Quand ces personnes reçoivent les amendes, elles s’adressent souvent d’abord à l’ORS — l’entreprise qui gère leurs foyers. L’ORS leur dit d’accepter l’amende et de la payer petit à petit. Certaines personnes sont venues nous voir avec leurs amendes et on a commencé à faire opposition avec elles. Quand tu fais opposition et que tu ne paies pas une amende, c’est le service des probations qui trouve d’autres manières de te la faire « payer ». En gros, tu reçois un formulaire avec deux choix : soit tu vas en prison, soit tu travailles (des jours-amendes). Avec la personne qu’on accompagnait, on a coché la case travail. On s’est dit que ça n’allait pas marcher puisqu’il fallait mentionner le permis de séjour de la personne alors qu’elle n’en avait pas, pour prouver qu’elle pouvait bien travailler légalement en Suisse. Sauf que… ça a marché ! Cette personne était tellement heureuse. Après des centaines, des milliers de jours dans ce foyer, c’est une mort intellectuelle, affective. Et là, elle pouvait enfin aller travailler. Elle était contente de se rendre utile, de pouvoir exister aux yeux des autres. On était très étonnéexs que ça ait marché. On s’est dit que la personne qui gérait la demande avait dû se tromper, qu’elle n’avait peut-être pas vu. L’amende suivante arrive, on tente encore le coup, on refait opposition et bim : ça marche de nouveau. Ça a marché comme ça quatre ou cinq fois. De cette manière, la personne qu’on accompagnait a pu bosser dans des maisons de retraite ou dans la cuisine de la mensa de l’université, par exemple. Ensuite, on s’est dit qu’il fallait vraiment qu’on dénonce cette absurdité, qu’on fasse quelque chose pour que ces personnes arrêtent de recevoir des amendes. Donc on a monté une petite action, on en a parlé avec le Conseil d’État, qui voyait bien que c’était absurde, on en a parlé avec un ancien juge aussi, qui trouvait aussi absurde qu’on donne des amendes de 600 CHF à des personnes qui ont 10 CHF par jour pour vivre.
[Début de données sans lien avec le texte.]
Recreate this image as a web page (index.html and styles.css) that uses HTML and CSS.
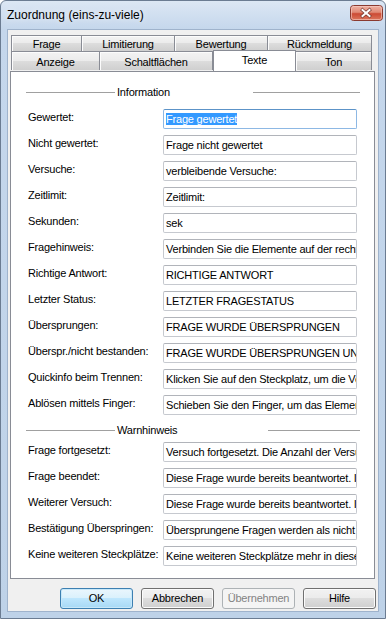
FILE: index.html
```html
<!DOCTYPE html>
<html lang="de">
<head>
    <meta charset="UTF-8">
    <meta name="viewport" content="width=device-width, initial-scale=1.0">
    <title>Zuordnung (eins-zu-viele)</title>
    <link rel="stylesheet" href="styles.css">
</head>
<body>

    <div class="window">
        <div class="titlebar">
            <span class="title">Zuordnung (eins-zu-viele)</span>
            <svg class="close" width="33" height="16" viewBox="0 0 33 16">
                <defs>
                    <linearGradient id="closeGrad" x1="0" y1="0" x2="0" y2="1">
                        <stop offset="0" stop-color="#f0b4a6"/>
                        <stop offset="0.45" stop-color="#e08a76"/>
                        <stop offset="0.55" stop-color="#cc4a34"/>
                        <stop offset="1" stop-color="#dd7a60"/>
                    </linearGradient>
                </defs>
                <rect x="0.5" y="0.5" width="32" height="15" rx="3" fill="url(#closeGrad)" stroke="#8a3a30"/>
                <rect x="1.5" y="1.5" width="30" height="13" rx="2" fill="none" stroke="#f6cfc6" stroke-opacity="0.6"/>
                <path d="M12.5 5 L19.5 11 M19.5 5 L12.5 11" stroke="#7a3c34" stroke-width="3.4" stroke-linecap="square" fill="none"/>
                <path d="M12.5 5 L19.5 11 M19.5 5 L12.5 11" stroke="#ffffff" stroke-width="2" stroke-linecap="square" fill="none"/>
            </svg>
        </div>

        <div class="client">
            <div class="tabs">
                <div class="tab-row">
                    <div class="tab t-frage">Frage</div>
                    <div class="tab t-limit">Limitierung</div>
                    <div class="tab t-bewertung">Bewertung</div>
                    <div class="tab t-rueck">Rückmeldung</div>
                </div>
                <div class="tab-row front">
                    <div class="tab t-anzeige">Anzeige</div>
                    <div class="tab t-schalt">Schaltflächen</div>
                    <div class="tab t-texte active">Texte</div>
                    <div class="tab t-ton">Ton</div>
                </div>
            </div>

            <div class="panel">
                <div class="section">
                    <span class="line line-left"></span>
                    <span class="section-text">Information</span>
                    <span class="line"></span>
                </div>
                <div class="row"><label>Gewertet:</label><div class="textbox focused"><span class="sel">Frage gewertet</span></div></div>
                <div class="row"><label>Nicht gewertet:</label><div class="textbox">Frage nicht gewertet</div></div>
                <div class="row"><label>Versuche:</label><div class="textbox">verbleibende Versuche:</div></div>
                <div class="row"><label>Zeitlimit:</label><div class="textbox">Zeitlimit:</div></div>
                <div class="row"><label>Sekunden:</label><div class="textbox">sek</div></div>
                <div class="row"><label>Fragehinweis:</label><div class="textbox">Verbinden Sie die Elemente auf der rechten Seite mit den passenden Steckplätzen.</div></div>
                <div class="row"><label>Richtige Antwort:</label><div class="textbox">RICHTIGE ANTWORT</div></div>
                <div class="row"><label>Letzter Status:</label><div class="textbox">LETZTER FRAGESTATUS</div></div>
                <div class="row"><label>Übersprungen:</label><div class="textbox">FRAGE WURDE ÜBERSPRUNGEN</div></div>
                <div class="row"><label>Überspr./nicht bestanden:</label><div class="textbox">FRAGE WURDE ÜBERSPRUNGEN UND NICHT BESTANDEN</div></div>
                <div class="row"><label>Quickinfo beim Trennen:</label><div class="textbox">Klicken Sie auf den Steckplatz, um die Verbindung zu trennen.</div></div>
                <div class="row"><label>Ablösen mittels Finger:</label><div class="textbox">Schieben Sie den Finger, um das Element abzulösen.</div></div>

                <div class="section section-warn">
                    <span class="line line-left"></span>
                    <span class="section-text">Warnhinweis</span>
                    <span class="line"></span>
                </div>
                <div class="row"><label>Frage fortgesetzt:</label><div class="textbox">Versuch fortgesetzt. Die Anzahl der Versuche wurde verringert.</div></div>
                <div class="row"><label>Frage beendet:</label><div class="textbox">Diese Frage wurde bereits beantwortet. Ihre Antwort wurde gespeichert.</div></div>
                <div class="row"><label>Weiterer Versuch:</label><div class="textbox">Diese Frage wurde bereits beantwortet. Ihre Antwort wurde gespeichert.</div></div>
                <div class="row"><label>Bestätigung Überspringen:</label><div class="textbox">Übersprungene Fragen werden als nicht beantwortet gewertet.</div></div>
                <div class="row"><label>Keine weiteren Steckplätze:</label><div class="textbox">Keine weiteren Steckplätze mehr in dieser Frage.</div></div>
            </div>

            <div class="buttons">
                <button class="btn default">OK</button>
                <button class="btn">Abbrechen</button>
                <button class="btn" disabled>Übernehmen</button>
                <button class="btn">Hilfe</button>
            </div>
        </div>
    </div>

</body>
</html>
```

FILE: styles.css
```css
* {
    box-sizing: border-box;
}
body {
    margin: 0;
    background: #ffffff;
    font-family: "Liberation Sans", Arial, sans-serif;
    font-size: 11px;
    letter-spacing: -0.2px;
    color: #000;
}
.window {
    width: 386px;
    height: 619px;
    display: flex;
    flex-direction: column;
    border: 1px solid #6b7c92;
    border-radius: 6px 6px 0 0;
    background: linear-gradient(#dce7f4, #c5d7ec 28px, #bed2e8);
}
.titlebar {
    height: 28px;
    display: flex;
    justify-content: space-between;
    align-items: flex-start;
}
.title {
    font-size: 12px;
    letter-spacing: 0;
    line-height: 27px;
    padding: 1px 0 0 6px;
    text-shadow: 0 0 6px rgba(255, 255, 255, 0.9);
}
.close {
    flex: none;
    margin: 4px 2px 0 0;
}
.client {
    flex: 1;
    margin: 0 6px 6px 6px;
    border: 1px solid #9fb3cc;
    background: #f0f0f0;
    display: flex;
    flex-direction: column;
}
.tabs {
    margin: 5px 0 0 3px;
    width: 361px;
}
.tab-row {
    display: flex;
    align-items: flex-start;
}
.tab {
    border: 1px solid #898c95;
    border-bottom: none;
    border-left: none;
    background: linear-gradient(#f3f3f3, #ebebeb 50%, #dddddd 50%, #cfcfcf);
    box-shadow: inset 1px 1px 0 #fcfcfc;
    text-align: center;
    padding-top: 1px;
    line-height: 14px;
    height: 16px;
}
.tab:first-child {
    border-left: 1px solid #898c95;
}
.front .tab {
    padding-top: 2px;
    line-height: 16px;
    height: 19px;
}
.front .tab.active {
    position: relative;
    z-index: 1;
    margin-top: -1px;
    height: 21px;
    padding-top: 1px;
    border-left: 1px solid #898c95;
    background: #ffffff;
    box-shadow: none;
}
.t-frage { width: 71px; }
.t-limit { width: 93px; }
.t-bewertung { width: 93px; }
.t-rueck { width: 104px; }
.t-anzeige { width: 89px; }
.t-schalt { width: 113px; }
.t-texte { width: 83px; }
.t-ton { width: 76px; }

.panel {
    margin: 0 3px 0 2px;
    border: 1px solid #898c95;
    background: #ffffff;
    padding: 13px 0 12px 0;
    display: flex;
    flex-direction: column;
    gap: 6px;
}
.section {
    display: flex;
    align-items: center;
    height: 14px;
    line-height: 14px;
    padding-right: 14px;
    margin-bottom: 4px;
}
.section-warn {
    margin-top: 2px;
    margin-bottom: -1px;
}
.line {
    flex: 1;
    border-top: 1px solid #a0a0a0;
    margin-top: 1px;
}
.line-left {
    flex: none;
    width: 89px;
    margin-left: 15px;
}
.section-text {
    width: 138px;
    padding-left: 2px;
}
.section-warn .section-text {
    width: 153px;
}
.row {
    display: flex;
    align-items: flex-start;
    height: 20px;
    padding-left: 17px;
}
.row label {
    width: 135px;
    line-height: 16px;
    white-space: nowrap;
}
.textbox {
    width: 194px;
    height: 20px;
    border: 1px solid #c6c9cf;
    border-top-color: #b1b4ba;
    border-radius: 2px;
    padding: 0 2px;
    line-height: 18px;
    white-space: nowrap;
    overflow: hidden;
    background: #fff;
}
.textbox.focused {
    border-color: #8db8e4;
    border-top-color: #5c93c8;
}
.sel {
    background: #3399ff;
    color: #fff;
}
.buttons {
    display: flex;
    justify-content: flex-end;
    gap: 8px;
    margin-top: 9px;
    padding-right: 2px;
}
.btn {
    width: 73px;
    height: 21px;
    padding: 0;
    font-family: "Liberation Sans", Arial, sans-serif;
    font-size: 11px;
    letter-spacing: -0.2px;
    line-height: 19px;
    color: #000;
    border: 1px solid #707070;
    border-radius: 3px;
    background: linear-gradient(#f2f2f2, #ebebeb 50%, #dddddd 50%, #cfcfcf);
    box-shadow: inset 0 0 0 1px #fbfbfb;
}
.btn.default {
    border-color: #3c7fb1;
    background: linear-gradient(#eaf6fd, #d9f0fc 50%, #bee6fd 50%, #a7d9f5);
    box-shadow: inset 0 0 0 1px #c8e8f9;
}
.btn:disabled {
    border-color: #adb2b5;
    background: #f4f4f4;
    color: #838383;
    box-shadow: none;
}
```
Donc voilà où on en est : on voulait dénoncer publiquement l’absurdité de la situation de ces personnes que la Suisse refuse sur son territoire, mais qu’elle autorise à bosser. On voulait en parler dans les médias. Mais quand on a réalisé à quel point ça peut faire du bien de travailler plutôt que d’être dans un foyer, alors on s’est dit « surtout pas ». Et on n’a rien dit.


  1. L’absurdité de devoir prouver sa vie [no 50] a été écrit par une membre du même collectif et donne un autre aspect des rencontres avec les autorités et des réglementations qui en émanent.